In a letter on behalf of one of the officers involved in the shooting, an attorney and Minneapolis police union president Bob Kroll listed some of his past crimes, saying Clark was "not a peaceful, law-abiding citizen."

But when Tim Hoag and his wife hired Clark earlier this year - first to help out with painting and cleanup at their rental homes, then at Hoag's moving and trucking company - Hoag said they found an energetic yet polite young man, a hard and trustworthy worker with a bright personality and a "million-dollar smile."

Hoag also saw that Clark couldn't escape the trouble from his past: the familiar signs of a felon recently released from prison, struggling to get his footing. At times he couldn't afford bus fare for work and struggled with stable housing. Hoag put him up at a motel for a few days to help out, and gave him as many hours of work at Copeland Trucking as he could, helping in the warehouse or on moves.

Clark was ashamed of his past, he said. Hoag was sure he could move past it, maybe to become a full-time truck driver for the company.

"Jamar was a troubled youth that was put into the correction system. The system failed miserably," Hoag said. "He didn't know what he wanted to do. He needed to earn money,"

Tiffany Truitt saw two sides of Clark in the few months last winter they dated.
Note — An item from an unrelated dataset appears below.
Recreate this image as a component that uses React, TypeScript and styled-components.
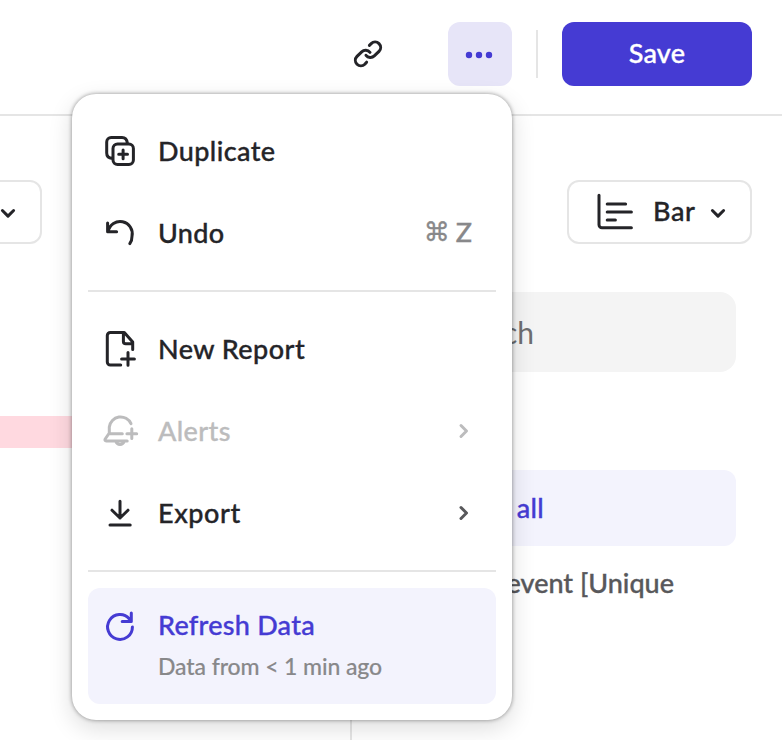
import React from "react";
import styled, { createGlobalStyle } from "styled-components";

const Global = createGlobalStyle`
  * { box-sizing: border-box; }
  body { margin: 0; background: #fff; overflow: hidden; }
`;

const ink = "#242428";
const violet = "#453bd3";
const line = "#e5e5e5";
const tint = "#f3f3fd";

const Page = styled.div`
  position: relative;
  width: 782px;
  height: 740px;
  overflow: hidden;
  background: #fff;
  color: ${ink};
  font: 500 27px/40px Lato, sans-serif;
`;

const Header = styled.header`
  height: 116px;
  padding: 22px 30px 0 0;
  display: flex;
  justify-content: flex-end;
  align-items: flex-start;
  border-bottom: 2px solid ${line};
`;

const IconButton = styled.button<{ $active?: boolean }>`
  width: 64px;
  height: 64px;
  padding: 0;
  border: 0;
  border-radius: 12px;
  display: grid;
  place-items: center;
  color: ${(p) => (p.$active ? violet : ink)};
  background: ${(p) => (p.$active ? "#e7e5f8" : "transparent")};
  margin-right: ${(p) => (p.$active ? 24 : 48)}px;
`;

const HeaderDivider = styled.div`
  width: 2px;
  height: 48px;
  margin: 8px 24px 0 0;
  background: ${line};
`;

const SaveButton = styled.button`
  width: 190px;
  height: 64px;
  padding: 0 0 2px;
  border: 0;
  border-radius: 12px;
  background: ${violet};
  color: #fff;
  font: inherit;
`;

const Text = styled.span<{ $track?: number }>`
  white-space: nowrap;
  letter-spacing: ${(p) => p.$track ?? 0}px;
  -webkit-text-stroke: 0.35px currentColor;
`;

const Toolbar = styled.div`
  height: 128px;
  padding: 64px 30px 0 0;
  display: flex;
  justify-content: space-between;
`;

const SelectBox = styled.button<{ $cut?: boolean }>`
  width: ${(p) => (p.$cut ? 102 : 185)}px;
  height: 64px;
  margin-left: ${(p) => (p.$cut ? -60 : 0)}px;
  padding: 0 24px 0 27px;
  border: 2px solid ${line};
  border-radius: 12px;
  background: #fff;
  display: flex;
  align-items: center;
  justify-content: flex-end;
  color: ${ink};
  font: inherit;
`;

const SelectText = styled(Text)`
  flex: 1;
  padding-bottom: 2px;
  margin-left: 17px;
  text-align: left;
`;

const Body = styled.div`
  display: flex;
  height: 496px;
`;

const ChartPane = styled.div`
  width: 350px;
  padding-top: 172px;
`;

const ChartBar = styled.div`
  height: 32px;
  width: 300px;
  background: #ffd9e0;
`;

const SidePane = styled.aside`
  flex: 1;
  padding: 48px 46px 0 30px;
  border-left: 2px solid ${line};
`;

const SearchField = styled.div`
  height: 80px;
  padding: 20px 202px 0 0;
  border-radius: 16px;
  background: #f4f4f4;
  color: #6e6e70;
  font-size: 30px;
  font-weight: 400;
  text-align: right;
`;

const Option = styled.div<{ $selected?: boolean }>`
  height: 76px;
  margin-top: ${(p) => (p.$selected ? 98 : 0)}px;
  padding: ${(p) => (p.$selected ? "18px 192px 0 0" : "17px 62px 0 0")};
  border-radius: 12px;
  text-align: right;
  color: ${(p) => (p.$selected ? violet : "#58585b")};
  background: ${(p) => (p.$selected ? tint : "transparent")};
`;

const Menu = styled.div`
  position: absolute;
  left: 72px;
  top: 94px;
  width: 440px;
  height: 626px;
  padding: 16px;
  border-radius: 24px;
  background: #fff;
  box-shadow: 0 0 4px rgba(0, 0, 0, 0.42), 0 8px 24px rgba(0, 0, 0, 0.14);
`;

const MenuItem = styled.div<{ $disabled?: boolean }>`
  height: 82px;
  padding: 0 24px 0 12px;
  display: flex;
  align-items: center;
  color: ${(p) => (p.$disabled ? "#bcbcbd" : ink)};
`;

const ItemLabel = styled(Text)`
  flex: 1;
  margin-left: 18px;
`;

const Shortcut = styled.span`
  display: flex;
  gap: 6px;
  padding-bottom: 2px;
  color: #88888a;
`;

const CommandKey = styled(Text)`
  font-family: "DejaVu Sans", sans-serif;
  font-size: 26px;
`;

const Separator = styled.div`
  height: 2px;
  margin: 16px 0;
  background: ${line};
`;

const RefreshItem = styled.div`
  height: 116px;
  padding: 18px 12px 0;
  display: flex;
  border-radius: 12px;
  background: ${tint};
  color: ${violet};
`;

const RefreshCopy = styled.div`
  margin: -1px 0 0 18px;
  display: flex;
  flex-direction: column;
  gap: 1px;
`;

const Caption = styled(Text)`
  color: #88888a;
  font-size: 23px;
  -webkit-text-stroke-width: 0.15px;
`;

const Muted = styled.span`
  color: #58585b;
`;

const Glyph = styled.svg`
  display: block;
  flex: none;
  fill: none;
  stroke: currentColor;
  stroke-linecap: round;
  stroke-linejoin: round;
`;

const Icon = ({ d, size = 40, weight = 3 }: { d: string; size?: number; weight?: number }) => (
  <Glyph width={size} height={size} viewBox={`0 0 ${size} ${size}`} strokeWidth={weight}>
    <path d={d} />
  </Glyph>
);

const icons = {
  link: "M21.4 11.4L23.2 9.6A5.3 5.3 0 0 1 31 17.4L26.3 21.9A5.6 5.6 0 0 1 18 21.3 M18.6 28.2L16.8 30.2A5.3 5.3 0 0 1 9 22.4L13.7 17.9A5.6 5.6 0 0 1 22 18.4",
  duplicate:
    "M17.5 13H28.9A4.5 4.5 0 0 1 33.4 17.5V28.9A4.5 4.5 0 0 1 28.9 33.4H17.5A4.5 4.5 0 0 1 13 28.9V17.5A4.5 4.5 0 0 1 17.5 13Z M12.2 27.4C8.8 27.2 6.7 25.3 6.7 22V10.9A4.5 4.5 0 0 1 11.2 6.4H22C25.3 6.4 27 8.6 27.4 12.2 M23.1 18.9V27.7 M18.7 23.3H27.5",
  undo: "M7.6 10V18.7H16.6 M8.2 18.2A12 12 0 0 1 32 23.2A12.4 12.4 0 0 1 29.8 30.6",
  report:
    "M20.7 36H10.3A3 3 0 0 1 7.3 33V6.4A3 3 0 0 1 10.3 3.4H24.3L32.7 13V20.4 M23.4 4V12.5A2.3 2.3 0 0 0 25.7 14.8H32.4 M28 23.4V36.2 M21.6 30H34.4",
  bell: "M31 12.6A11.4 11.4 0 0 0 9.3 16V22L5.2 28C4.6 29.2 5 30 6.2 30H27.2 M9.6 22.7H22.3 M15.8 30.4A4.4 4.4 0 0 0 24.2 30.4 M31.8 17.8V27.6 M26.9 22.7H36.7",
  download: "M20 8.3V25 M12 17.2L20 25L28 17.2 M10 32H30.2",
  refresh: "M32.4 20.9A12.4 12.4 0 1 1 29.4 12.9L31 15.2 M31.3 7V15.4H22.2",
};

const Right = () => <Icon size={16} d="M5 2.5L10.5 8L5 13.5" />;
const Down = () => <Icon size={16} d="M2.4 6.5L8 12.1L13.6 6.5" />;

export default function App() {
  return (
    <Page>
      <Global />
      <Header>
        <IconButton aria-label="Copy link">
          <Icon d={icons.link} />
        </IconButton>
        <IconButton $active aria-label="More">
          <Glyph width="30" height="10" viewBox="0 0 30 10" strokeWidth="6.4">
            <path d="M4 6h0M14 6h0M24 6h0" />
          </Glyph>
        </IconButton>
        <HeaderDivider />
        <SaveButton>
          <Text $track={0.2}>Save</Text>
        </SaveButton>
      </Header>
      <Toolbar>
        <SelectBox $cut aria-label="Chart options">
          <Down />
        </SelectBox>
        <SelectBox>
          <Icon d="M3 3.3V32.7A3 3 0 0 0 6 35.7H35.4 M11.2 12H29.6 M11.2 20H35.4 M11.2 28H19.4" />
          <SelectText $track={0.6}>Bar</SelectText>
          <Down />
        </SelectBox>
      </Toolbar>
      <Body>
        <ChartPane>
          <ChartBar />
        </ChartPane>
        <SidePane>
          <SearchField>Search</SearchField>
          <Option $selected>
            <Text $track={0.3}>Select all</Text>
          </Option>
          <Option>
            <Text>Any event [Unique</Text>
          </Option>
        </SidePane>
      </Body>
      <Menu>
        <MenuItem>
          <Icon d={icons.duplicate} />
          <ItemLabel $track={0.4}>Duplicate</ItemLabel>
        </MenuItem>
        <MenuItem>
          <Icon d={icons.undo} />
          <ItemLabel $track={0.3}>Undo</ItemLabel>
          <Shortcut>
            <CommandKey>⌘</CommandKey>
            <Text>Z</Text>
          </Shortcut>
        </MenuItem>
        <Separator />
        <MenuItem>
          <Icon d={icons.report} />
          <ItemLabel $track={0.45}>New Report</ItemLabel>
        </MenuItem>
        <MenuItem $disabled>
          <Icon d={icons.bell} />
          <ItemLabel $track={0.4}>Alerts</ItemLabel>
          <Right />
        </MenuItem>
        <MenuItem>
          <Icon d={icons.download} />
          <ItemLabel $track={0.55}>Export</ItemLabel>
          <Muted>
            <Right />
          </Muted>
        </MenuItem>
        <Separator />
        <RefreshItem>
          <Icon d={icons.refresh} />
          <RefreshCopy>
            <Text $track={0.25}>Refresh Data</Text>
            <Caption $track={-0.1}>Data from &lt; 1 min ago</Caption>
          </RefreshCopy>
        </RefreshItem>
      </Menu>
    </Page>
  );
}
When things were going well, he was a nurturing, loving man who was drawn to her four children, giving them advice and helping them sell candy for school.

"He was always talking about family. He wanted a family," Truitt said. "He cared about his family being connected with each other. He cared about having somebody care about him."

But when their relationship soured, she saw a man who snapped while gathering his things from her house after the breakup. He threw a brick through Truitt's window and threatened to burn her apartment unit down - leaving behind a trail of lighter fluid to prove it, according to court documents. Clark pleaded guilty to terroristic threats for the March incident, getting a probation sentence and an order not to contact Truitt.

Despite the order, Clark eventually reached out through Facebook to apologize - and Truitt accepted. He was going to sign up for community college, he told her.

He had a good heart but he didn't have the structure to be the person he wanted to be, Truitt said.

"He was trying to learn," she said. "He was looking for direction."

As pictures of Clark circulated online after his death, Hoag saw Clark's sly grin in a selfie, wearing his Copeland Trucking hat. Hoag let out a sigh pierced with pain.

"It makes me feel like a failure," he said of that photo. "I'm sitting here wishing I had done more. I wish I had made one more phone call. I wish we would have been able to give him a few more hours."